Tate Adams Memorial Residency at Baldessin Studio

This residency allows an artist to create a limited edition or unique state artist’s book. You’ll use research material from the Library and the studio facilities at Baldessin.The residency includes:
- $5000 funding
- Baldessin Studio access, accommodation and support to the value of $5000
- an exhibition at the Print Council of Australia Gallery
- desk space at the Library for 12 months
- access to collections and Library staff expertise.
Funding is based on approximately one month of work in the Library. This can be either continuous or broken up over the year, and you’ll have access to your office for the full 12 months.
Your residency at Baldessin Studio is also flexible and can take different forms depending on your project, your research plans and studio availability.
You will be able to present the work you produce during the fellowship in an exhibition at the Print Council of Australia Gallery together with the Rick Amor Fellow.
Not all areas of Baldessin Studio are wheelchair accessible at this stage. Find out about accessibility at Baldessin Studio.
About Tate Adams and Baldessin Studio
Tate Adams AM (1922 to 2018) started the artist print department at RMIT in 1960 and championed printmaking in Australia. His students included George Baldessin.
Built from bluestone in 1971, Baldessin Studio is 50 kilometres from Melbourne in the bushland of St Andrews. It's named in memory of its builder: artist, printmaker and sculptor George Baldessin (1939 to 1978).
The Tate Adams Residency at Baldessin Studio is generously supported by writer and critic Morag Fraser and Baldessin Studio.
Previous recipients
Learn more about the inspiring projects undertaken by past and present fellows in our fellows gallery.

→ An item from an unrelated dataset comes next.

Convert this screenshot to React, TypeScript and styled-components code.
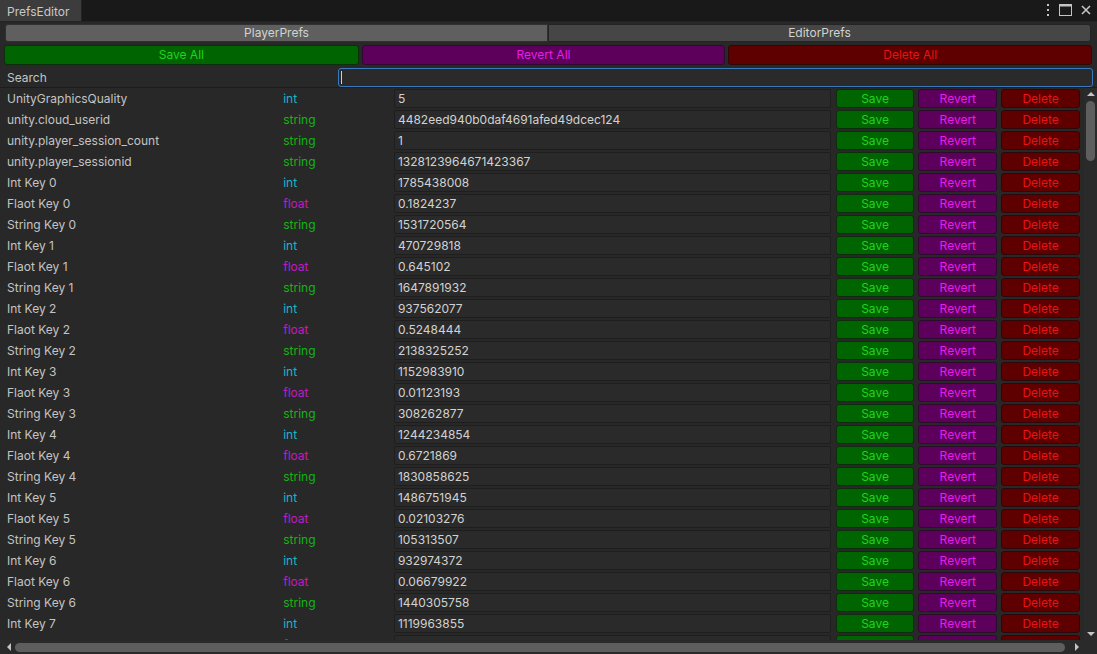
import styled, { createGlobalStyle } from "styled-components";

type PrefType = "int" | "float" | "string";

type PrefRow = {
  key: string;
  type: PrefType;
  value: string;
};

const baseRows: PrefRow[] = [
  { key: "UnityGraphicsQuality", type: "int", value: "5" },
  { key: "unity.cloud_userid", type: "string", value: "4482eed940b0daf4691afed49dcec124" },
  { key: "unity.player_session_count", type: "string", value: "1" },
  { key: "unity.player_sessionid", type: "string", value: "1328123964671423367" },
];

const generated: [string, string, string][] = [
  ["1785438008", "0.1824237", "1531720564"],
  ["470729818", "0.645102", "1647891932"],
  ["937562077", "0.5248444", "2138325252"],
  ["1152983910", "0.01123193", "308262877"],
  ["1244234854", "0.6721869", "1830858625"],
  ["1486751945", "0.02103276", "105313507"],
  ["932974372", "0.06679922", "1440305758"],
  ["1119963855", "0.0328302", "1961054216"],
];

const rows: PrefRow[] = [
  ...baseRows,
  ...generated.flatMap(([i, f, s], n) => [
    { key: `Int Key ${n}`, type: "int" as PrefType, value: i },
    { key: `Flaot Key ${n}`, type: "float" as PrefType, value: f },
    { key: `String Key ${n}`, type: "string" as PrefType, value: s },
  ]),
];

const typeColors: Record<PrefType, string> = {
  int: "#17b6c9",
  float: "#c21ac2",
  string: "#14b414",
};

const variants = {
  save: { bg: "#006400", border: "#0b2e0b", color: "#1fd41f" },
  revert: { bg: "#5c005c", border: "#2e0b2e", color: "#e81ee8" },
  delete: { bg: "#5e0000", border: "#2e0808", color: "#e61414" },
};

type Variant = keyof typeof variants;

export default function App() {
  return (
    <>
      <GlobalStyle />
      <Window>
        <TitleBar>
          <Tab>PrefsEditor</Tab>
          <WindowIcons>
            <svg width="4" height="12" viewBox="0 0 4 12">
              <rect x="1" y="0" width="2" height="2" fill="#c4c4c4" />
              <rect x="1" y="5" width="2" height="2" fill="#c4c4c4" />
              <rect x="1" y="10" width="2" height="2" fill="#c4c4c4" />
            </svg>
            <svg width="13" height="12" viewBox="0 0 13 12">
              <rect x="0.5" y="0.5" width="12" height="11" fill="none" stroke="#c4c4c4" />
              <rect x="0.5" y="0.5" width="12" height="2" fill="#c4c4c4" />
            </svg>
            <svg width="10" height="10" viewBox="0 0 10 10">
              <path d="M1 1 L9 9 M9 1 L1 9" stroke="#c4c4c4" strokeWidth="1.6" />
            </svg>
          </WindowIcons>
        </TitleBar>

        <Toolbar>
          <TabRow>
            <TabButton $active>PlayerPrefs</TabButton>
            <TabButton>EditorPrefs</TabButton>
          </TabRow>
          <AllRow>
            <ActionButton $variant="save" $grow={354}>Save All</ActionButton>
            <ActionButton $variant="revert" $grow={363}>Revert All</ActionButton>
            <ActionButton $variant="delete" $grow={363}>Delete All</ActionButton>
          </AllRow>
          <SearchRow>
            <SearchLabel>Search</SearchLabel>
            <SearchInput>
              <Caret />
            </SearchInput>
          </SearchRow>
        </Toolbar>

        <ListArea>
          <Viewport>
            {rows.map((r) => (
              <Row key={r.key}>
                <KeyCell>{r.key}</KeyCell>
                <TypeCell $type={r.type}>{r.type}</TypeCell>
                <ValueField>{r.value}</ValueField>
                <RowButton $variant="save">Save</RowButton>
                <RowButton $variant="revert">Revert</RowButton>
                <RowButton $variant="delete">Delete</RowButton>
              </Row>
            ))}
          </Viewport>
          <VScroll>
            <Arrow $dir="up" />
            <VTrack>
              <VThumb />
            </VTrack>
            <Arrow $dir="down" />
          </VScroll>
          <HScroll>
            <Arrow $dir="left" />
            <HThumb />
            <Arrow $dir="right" />
          </HScroll>
          <Corner />
        </ListArea>
      </Window>
    </>
  );
}

const GlobalStyle = createGlobalStyle`
  html, body {
    margin: 0;
    padding: 0;
    background: #282828;
    overflow: hidden;
  }
  * {
    box-sizing: border-box;
  }
`;

const Window = styled.div`
  width: 1097px;
  height: 654px;
  display: flex;
  flex-direction: column;
  background: #282828;
  font-family: Inter, "Noto Sans", "Liberation Sans", sans-serif;
  font-size: 12px;
  color: #c4c4c4;
`;

const TitleBar = styled.div`
  height: 22px;
  display: flex;
  align-items: flex-end;
  justify-content: space-between;
  background: #191919;
  border-bottom: 1px solid #232323;
`;

const Tab = styled.div`
  width: 82px;
  height: 22px;
  display: flex;
  align-items: center;
  padding-left: 7px;
  padding-top: 1px;
  background: #3c3c3c;
  border-top: 1px solid #3a79bb;
  border-right: 1px solid #232323;
  font-size: 12px;
  color: #c8c8c8;
`;

const WindowIcons = styled.div`
  display: flex;
  align-items: center;
  gap: 9px;
  height: 22px;
  padding-right: 6px;
  padding-bottom: 1px;
`;

const Toolbar = styled.div`
  display: flex;
  flex-direction: column;
  gap: 3px;
  padding: 2px 4px 0 4px;
  background: #282828;
`;

const TabRow = styled.div`
  display: flex;
  height: 18px;
  margin: 0 2px 0 1px;
`;

const TabButton = styled.div<{ $active?: boolean }>`
  flex: 1;
  display: flex;
  align-items: center;
  justify-content: center;
  background: ${(p) => (p.$active ? "#5f5f5f" : "#464646")};
  border: 1px solid ${(p) => (p.$active ? "#303030" : "#242424")};
  border-radius: ${(p) => (p.$active ? "3px 0 0 3px" : "0 3px 3px 0")};
  color: #d2d2d2;
  line-height: 1;
`;

const AllRow = styled.div`
  display: flex;
  gap: 3px;
  height: 20px;
  margin-right: 1px;
`;

const ActionButton = styled.div<{ $variant: Variant; $grow: number }>`
  flex: ${(p) => p.$grow} 1 0;
  display: flex;
  align-items: center;
  justify-content: center;
  background: ${(p) => variants[p.$variant].bg};
  border: 1px solid ${(p) => variants[p.$variant].border};
  border-radius: 3px;
  color: ${(p) => variants[p.$variant].color};
  line-height: 1;
`;

const SearchRow = styled.div`
  display: flex;
  align-items: center;
  height: 19px;
`;

const SearchLabel = styled.div`
  width: 334px;
  padding-left: 3px;
  color: #c4c4c4;
`;

const SearchInput = styled.div`
  flex: 1;
  height: 19px;
  background: #2a2a2a;
  border: 1px solid #3a79bb;
  border-radius: 3px;
  display: flex;
  align-items: center;
  padding-left: 2px;
`;

const Caret = styled.div`
  width: 1px;
  height: 13px;
  background: #d0d0d0;
`;

const ListArea = styled.div`
  flex: 1;
  min-height: 0;
  display: grid;
  grid-template-columns: 1fr 13px;
  grid-template-rows: 1fr 14px;
  border-top: 1px solid #1c1c1c;
  background: #282828;
`;

const Viewport = styled.div`
  overflow: hidden;
  min-width: 0;
  min-height: 0;
`;

const Row = styled.div`
  height: 21px;
  display: flex;
  align-items: center;
  padding-left: 7px;
`;

const KeyCell = styled.div`
  width: 277px;
  white-space: nowrap;
  color: #c4c4c4;
`;

const TypeCell = styled.div<{ $type: PrefType }>`
  width: 111px;
  color: ${(p) => typeColors[p.$type]};
`;

const ValueField = styled.div`
  width: 438px;
  height: 19px;
  display: flex;
  align-items: center;
  padding-left: 3px;
  background: #2a2a2a;
  border: 1px solid #1e1e1e;
  border-radius: 2px;
  color: #d2d2d2;
  margin-right: 5px;
  white-space: nowrap;
  overflow: hidden;
`;

const RowButton = styled.div<{ $variant: Variant }>`
  width: 79px;
  height: 19px;
  margin-right: 4px;
  display: flex;
  align-items: center;
  justify-content: center;
  background: ${(p) => variants[p.$variant].bg};
  border: 1px solid ${(p) => variants[p.$variant].border};
  border-radius: 3px;
  color: ${(p) => variants[p.$variant].color};
  line-height: 1;
`;

const VScroll = styled.div`
  display: flex;
  flex-direction: column;
  align-items: center;
  background: #2a2a2a;
  padding: 4px 0;
`;

const VTrack = styled.div`
  flex: 1;
  width: 100%;
  display: flex;
  justify-content: center;
  padding-top: 5px;
`;

const VThumb = styled.div`
  width: 9px;
  height: 60px;
  border-radius: 5px;
  background: #5e5e5e;
`;

const HScroll = styled.div`
  display: flex;
  align-items: center;
  gap: 4px;
  background: #2a2a2a;
  padding: 0 5px 0 7px;
`;

const HThumb = styled.div`
  flex: 1;
  height: 9px;
  border-radius: 5px;
  background: #5e5e5e;
  margin-right: 6px;
`;

const Corner = styled.div`
  background: #2a2a2a;
`;

const Arrow = styled.div<{ $dir: "up" | "down" | "left" | "right" }>`
  width: 0;
  height: 0;
  flex-shrink: 0;
  border-style: solid;
  ${(p) =>
    p.$dir === "up"
      ? "border-width: 0 4px 4px 4px; border-color: transparent transparent #c4c4c4 transparent;"
      : p.$dir === "down"
      ? "border-width: 4px 4px 0 4px; border-color: #c4c4c4 transparent transparent transparent;"
      : p.$dir === "left"
      ? "border-width: 4px 4px 4px 0; border-color: transparent #c4c4c4 transparent transparent;"
      : "border-width: 4px 0 4px 4px; border-color: transparent transparent transparent #c4c4c4;"}
`;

- 2024: Dr Perdita Phillips with the project Anticipatory archive – mapping lithic traces from colonial pasts to spectral or regenerative futures, exploring the cartographic hachures, notations, symbols and stains in the maps of early geologists to see if connections can be made between historical imagery and present and future environmental issues.
- 2022: Zo Damage with the project Note Worthy, which used film and cameraless photography to depict Melbourne live music creative hubs impacted by the pandemic.
- 2019: August Carpenter with the artist's book Terra Incognita, which takes the physical form of a series of large-scale monoprints depicting the rapidly changing horizon lines of glacial landscapes in the Antarctic ice shelf.